Adyen’s Agentic Commerce Bet: From Payments to AI Shopping

Adyen's Agentic Commerce Bet: From Payments to AI Shopping - According to PYMNTS

According to PYMNTS.com, Adyen is positioning itself as an early leader in the emerging field of agentic commerce, with Chief Commercial Officer Kamran Zaki highlighting the company’s existing strengths in authentication, fraud management, and multi-payment method support as transferable advantages. The company is collaborating with major players including Visa’s Trusted Agent Protocol introduced October 14 and Google’s Agent Payments Protocol (AP2) launched in September, with both companies citing Adyen as an early development partner. This strategic push comes alongside strong Q3 2025 results showing digital net revenue growing 10% year-over-year to €335 million, unified commerce jumping 32% to €194.8 million, and platforms surging 50% to €68.6 million. Adyen leadership emphasized that implementing agentic commerce protocols requires “not real significant work” given their existing infrastructure, allowing them to focus on creating optimal merchant and consumer experiences rather than technical integration challenges.

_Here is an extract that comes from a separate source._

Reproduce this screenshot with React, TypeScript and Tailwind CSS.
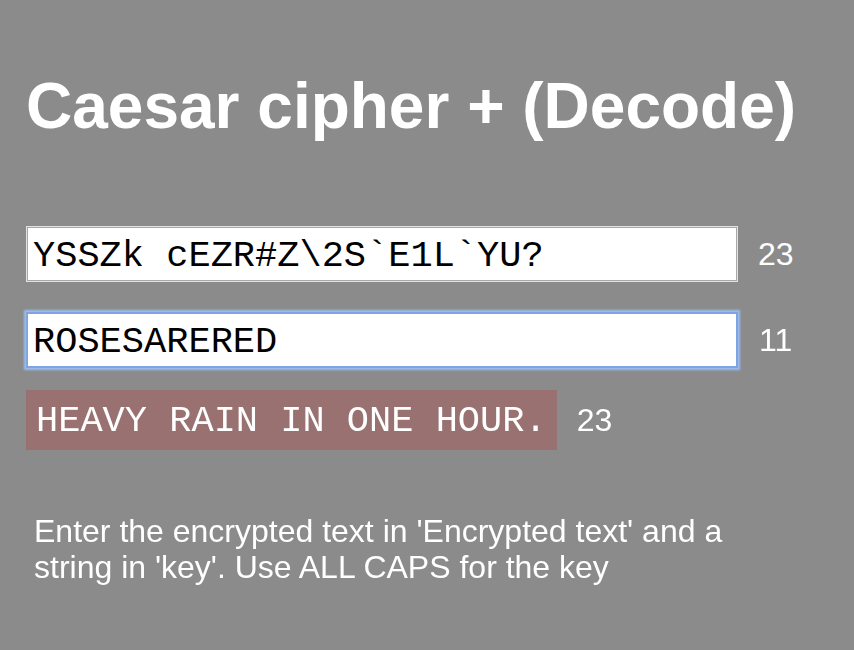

What Agentic Commerce Actually Means for Payments

Agentic commerce represents the next evolution beyond simple automated payments, where AI agents actively make purchasing decisions on behalf of consumers. Unlike today’s one-click purchases, these AI agents will comparison shop, negotiate terms, handle returns, and manage subscriptions autonomously. The critical challenge isn’t just processing payments but ensuring these AI agents can operate securely across multiple merchants while maintaining authentication standards and fraud prevention. This shift fundamentally changes the role of payment processors from transaction facilitators to trust enablers for AI-driven commerce ecosystems.

Why Adyen’s Infrastructure Matters

Adyen’s confidence stems from their unified platform approach, which differs significantly from competitors who often maintain separate systems for online, in-store, and platform payments. Their single infrastructure means that implementing new protocols like those from Visa and Google doesn’t require rebuilding payment flows across multiple disconnected systems. More importantly, their existing fraud prevention and authentication capabilities—developed for human-initiated transactions—become even more critical when AI agents are making purchasing decisions at scale. The real test will be whether these systems can handle the volume and complexity of AI-driven purchases that may occur across multiple merchants simultaneously.

The Protocol Wars Begin

The simultaneous emergence of competing protocols from Visa and Google signals the beginning of a standards battle reminiscent of early payment network competition. Visa’s approach likely focuses on maintaining their network dominance by creating trusted pathways for AI commerce, while Google’s protocol probably emphasizes integration with their broader ecosystem including search, assistant, and advertising platforms. For Adyen, supporting multiple protocols simultaneously creates technical complexity but also positions them as Switzerland-like intermediaries—able to facilitate AI commerce regardless of which protocol gains market dominance. The risk lies in fragmentation if too many competing standards emerge before clear winners establish themselves.

Beyond the Technical Integration

While Adyen downplays the technical integration work, the real challenges lie in liability frameworks, consumer protection, and regulatory compliance. When AI agents make purchasing errors or fraudulent transactions occur through compromised AI systems, determining responsibility becomes exponentially more complex. Additionally, AI-driven commerce could dramatically change payment patterns—imagine thousands of AI agents simultaneously responding to limited-time offers or dynamically adjusting purchase timing based on predicted price changes. Adyen’s existing systems, while robust, were designed for human-paced commerce and may require significant adaptation to handle the potential volatility of agent-driven markets.

Broader Industry Impact

The move toward agentic commerce represents both an opportunity and existential threat for payment processors. Companies like Adyen with modern, unified architectures and strong fraud prevention capabilities are well-positioned to lead, while legacy processors with fragmented systems may struggle to adapt. More fundamentally, agentic commerce could compress the entire payment value chain—if AI agents can directly negotiate terms and process payments, the role of traditional payment intermediaries could diminish. Adyen’s early positioning and protocol partnerships suggest they understand this threat and are moving to establish themselves as essential infrastructure rather than replaceable intermediaries in the coming AI commerce landscape.